The United Nations Conference of Parties on Climate Change recently concluded its 25thmeeting in Madrid. The reaction was muted as participants struggled to get agreements from major emitting nations on greenhouse gas reductions. The UN Secretary General admitted, “I am disappointed.” However, the European Union took the opportunity to announce its own Green New Deal, committing to reach a net-zero emissions target by 2050. This will transform the bloc’s economy over the next 30 years, with ripple effects felt throughout the globe as other countries and companies transform their practices to maintain access to European markets. Additionally, a coalition of US businesses, cities, and states announced “we’re still in” and confirmed their determination to push forward on commitments under the 2015 Paris Climate Accord.
My students and I will have the opportunity to contribute, through study and research, to the business response to this existential crisis. In 2019, I received the Sustainability Course Development Fellowship, allowing me to work on a new course: Renewable Energy Sector Law & Policy. The course will address the impact of energy on business; changing business models in the energy sector as private players leave the grid and turn to solar and other forms of customer-generated energy; global events in energy law and policy; and the role of states vs. business in renewable energy development.
Sustainability initiatives and reduction of greenhouse gasses (GHGs) are a global concern requiring policy and business leaders to cooperate across borders to protect common pool resources. Developing understanding, building networks, and exposing students to a perspective separate from the partisan approach to climate change we see in Washington is critical to our future.

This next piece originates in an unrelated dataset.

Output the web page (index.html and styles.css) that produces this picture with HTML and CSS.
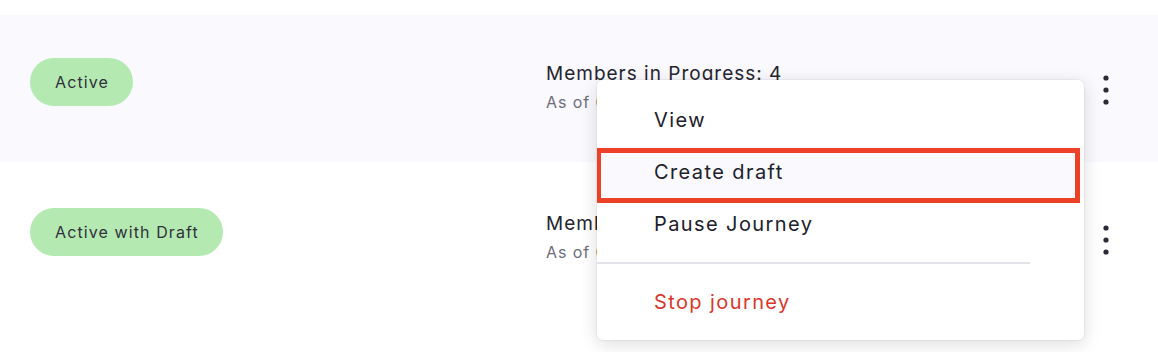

The comparative law and policy focus of the course make it a perfect fit for a travel component that expands its impact. Thus, in July I traveled to Europe to meet with potential partners for the course. In London, I attended the Climate Innovation Forum. Consistent with the EU’s recent declaration of a climate emergency, the corporate participants expressed grave concern that we approach a climate tipping point beyond which the impact of rising temperatures will be irreversible. Impacts throughout the value chain will be unavoidable. Global decarbonization through renewable energy is a significant focus of both public and private responses.
At The Hague, I had the privilege of meeting with Marcel Beukeboom, the Climate Envoy for the Kingdom of The Netherlands. He emphasized the gravity of the current situation, but argued that the response is less about engineering than about governance. Beukeboom sees opportunity in the Dutch process of polder, which brings together competing stakeholders to collaborate on solutions to collective problems. The Dutch are some of Europe’s worst polluters, but have made a visionary commitment to cutting CO2 emissions in half by 2030. Beukeboom believes that through polder, government, industry, and the public can achieve aggressive policy change.
In Stockholm, Climeon co-founder Joachim Karthäuser discussed the company’s heat waste technology, now deployed on Viking Lines, Virgin Voyages, and in myriad other industries looking to reduce GHG emissions as well as fuel costs. As a partner in the course’s travel component, Climeon, publicly traded on the Nasdaq Stockholm, demonstrates how for-profit businesses can innovate to address climate change through renewable energy solutions.
The study of renewable energy and climate change solutions, with exposure to innovation in the EU and at home, serves IU’s mission to “train the next generation of industry, government, academic, and civil society leaders; to generate research and knowledge that can help solve major global challenges; and to work in close collaboration with partners both locally and globally to improve our society.”[1] Our future business leaders must start now to think about local, national, and global solutions to climate change.